Most accountants should target post-busy-season windows. Departures in April through June spike 40 to 60 percent above baseline, making this the peak transition period for the profession.
Timing a resignation in accounting is unlike almost any other profession. The busy season, running roughly January through mid-April for tax practitioners and year-end through March for audit professionals, creates predictable pressure points where departures cause maximum disruption. According to The Resource Company, citing 2023 IPA Practice Management Report and AICPA 2025 MAP Survey data, post-busy-season departures from April through June spike 40 to 60 percent above the annual baseline.
Here is what the data shows: the average annual turnover in public accounting runs 15 to 22 percent, with 84 percent of those exits being voluntary. That means firms expect attrition but are most capable of absorbing it when client deadlines are not imminent. If you resign in May after the April 15 deadline, your manager has breathing room to redistribute work and recruit a backfill.
But here is the catch: life does not always wait for the off-season. If you receive an exceptional offer in January, turning it down could cost you a meaningful career opportunity. In those cases, a well-crafted resignation letter that offers an extended notice period, a detailed client handoff memo, and a genuine offer to train your replacement can offset much of the disruption.
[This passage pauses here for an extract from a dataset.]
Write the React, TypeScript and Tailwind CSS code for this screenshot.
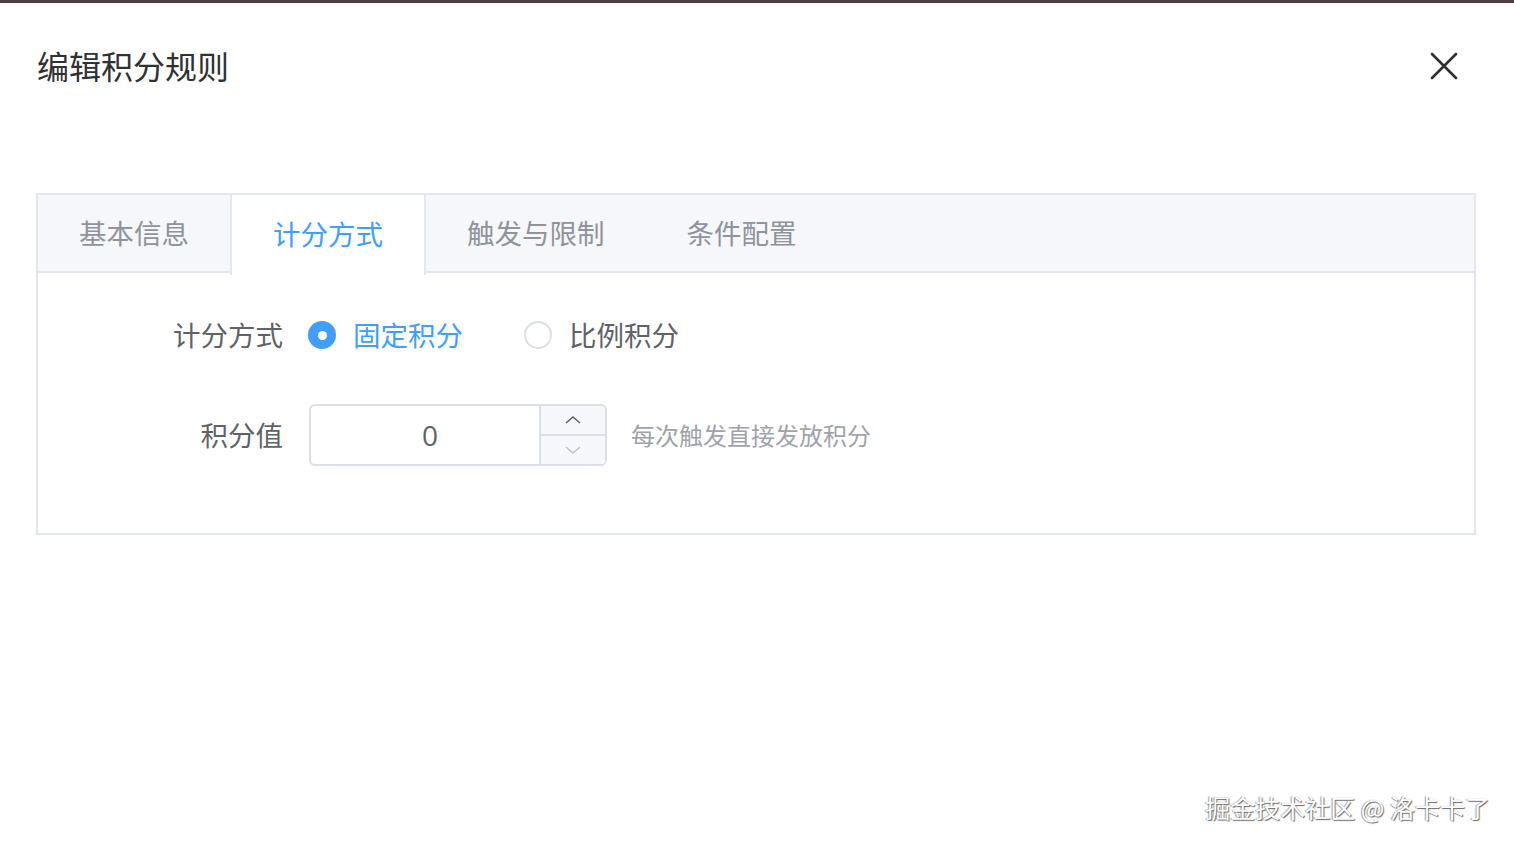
import { useState } from 'react';

const tabs = ['基本信息', '计分方式', '触发与限制', '条件配置'];

const cjk = { fontFamily: '"Noto Sans CJK SC", "Noto Sans", sans-serif' };

const Radio = ({ checked, label, onClick }: { checked: boolean; label: string; onClick: () => void }) => (
  <label onClick={onClick} className="flex items-center cursor-pointer">
    {checked ? (
      <span className="w-[28px] h-[28px] rounded-full bg-[#409eff] flex items-center justify-center">
        <span className="w-[9px] h-[9px] rounded-full bg-white" />
      </span>
    ) : (
      <span className="w-[28px] h-[28px] rounded-full border-2 border-[#dcdfe6] bg-white" />
    )}
    <span className={`ml-[17px] text-[27.5px] leading-none ${checked ? 'text-[#409eff]' : 'text-[#606266]'}`}>{label}</span>
  </label>
);

export default function App() {
  const [active, setActive] = useState(1);
  const [mode, setMode] = useState('fixed');
  const [value, setValue] = useState(0);

  return (
    <div className="relative w-[1514px] h-[848px] bg-white overflow-hidden" style={cjk}>
      <div className="h-[3px] bg-[#4d3c44]" />

      {/* Header */}
      <div className="flex items-center justify-between pt-[38px] pl-[37px] pr-[56px]">
        <h1 className="text-[32px] leading-[48px] text-[#303133] font-normal">编辑积分规则</h1>
        <svg width="28" height="28" viewBox="0 0 28 28" className="text-[#303133] mt-[2px]">
          <path d="M2 2 L26 26 M26 2 L2 26" stroke="currentColor" strokeWidth="2.6" strokeLinecap="round" />
        </svg>
      </div>

      {/* Tabs card */}
      <div className="mt-[104px] ml-[36px] w-[1440px] border-2 border-[#e4e7ed]">
        <div className="flex h-[78px] bg-[#f5f7fa] border-b-2 border-[#e4e7ed]">
          {tabs.map((t, i) => (
            <div
              key={t}
              onClick={() => setActive(i)}
              className={`px-[41px] flex items-center text-[27.5px] cursor-pointer ${
                i === active
                  ? 'bg-white text-[#409eff] border-x-2 border-[#e4e7ed] -mb-[2px] h-[80px] pb-[2px]'
                  : 'text-[#909399]'
              }`}
            >
              {t}
            </div>
          ))}
        </div>

        <div className="pt-[31px] pb-[67px]">
          <div className="flex items-center h-[62px]">
            <div className="w-[245px] text-right text-[27.5px] text-[#606266]">计分方式</div>
            <div className="flex items-center ml-[25px] gap-[61px]">
              <Radio checked={mode === 'fixed'} label="固定积分" onClick={() => setMode('fixed')} />
              <Radio checked={mode === 'ratio'} label="比例积分" onClick={() => setMode('ratio')} />
            </div>
          </div>

          <div className="flex items-center h-[62px] mt-[38px]">
            <div className="w-[245px] text-right text-[27.5px] text-[#606266]">积分值</div>
            <div className="ml-[26px] flex w-[298px] h-[62px] border-2 border-[#dcdfe6] rounded-[6px] overflow-hidden">
              <div className="flex-1 flex items-center justify-center pl-[10px] text-[28px] text-[#606266]" style={{ fontFamily: '"Open Sans", "Noto Sans", sans-serif' }}>
                {value}
              </div>
              <div className="w-[66px] flex flex-col bg-[#f5f7fa] border-l-2 border-[#dcdfe6]">
                <button onClick={() => setValue(value + 1)} className="flex-1 flex items-center justify-center border-b-2 border-[#dcdfe6]">
                  <svg width="18" height="10" viewBox="0 0 18 10">
                    <path d="M2 8 L9 2 L16 8" fill="none" stroke="#606266" strokeWidth="1.6" />
                  </svg>
                </button>
                <button onClick={() => setValue(value - 1)} className="flex-1 flex items-center justify-center">
                  <svg width="18" height="10" viewBox="0 0 18 10">
                    <path d="M2 2 L9 8 L16 2" fill="none" stroke="#c0c4cc" strokeWidth="1.6" />
                  </svg>
                </button>
              </div>
            </div>
            <span className="ml-[24px] text-[24px] text-[#a0a3a9]">每次触发直接发放积分</span>
          </div>
        </div>
      </div>

      {/* Watermark */}
      <div
        className="absolute right-[24px] bottom-[22px] text-[25px] text-white"
        style={{ textShadow: '1px 1px 1px #666, -1px 0 1px #999' }}
      >
        掘金技术社区 @ 洛卡卡了
      </div>
    </div>
  );
}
The letter's tone matters as much as its timing.
40-60% spike
Public accounting departures rise 40 to 60 percent above baseline in the April through June post-busy-season window, the peak period for accountant resignations.
Source: The Resource Company, citing IPA Practice Management Report and AICPA 2025 MAP Survey
Why do so many accountants leave public accounting, and how should that shape a resignation letter in 2026?
Salary ranks as accountants' top departure reason; excessive hours (nearly 49%) and work-life balance (about 48%) follow closely, per an Illinois CPA Society survey of 882 respondents.
Most accountants assume compensation alone drives departures. Research shows the picture is more complicated. A survey of more than 880 employers and employees conducted by the Illinois CPA Society and reported by Inside Public Accounting in 2024 found that salary ranked as the top departure reason for accounting employees, while excessive hours or burnout (nearly 49%) and lack of work-life balance (about 48%) were the second and third most cited reasons. Notably, the survey reported no single percentage figure for salary as a departure driver.
This matters for your resignation letter because leading with grievances rarely serves you well. The accounting community is small, references travel far, and former colleagues become future clients, auditors, or co-workers. A letter that reads as a complaint can precede you into your next role in ways you do not expect.
The stronger move is to frame your departure around what you are moving toward, not what you are escaping. Mention the new challenge or opportunity, thank the firm for the skills you developed, and commit to a clean transition. Readers between the lines will understand the real reasons; what they remember is how professionally you handled the exit.
What are the unique professional obligations accountants must consider before resigning in 2026?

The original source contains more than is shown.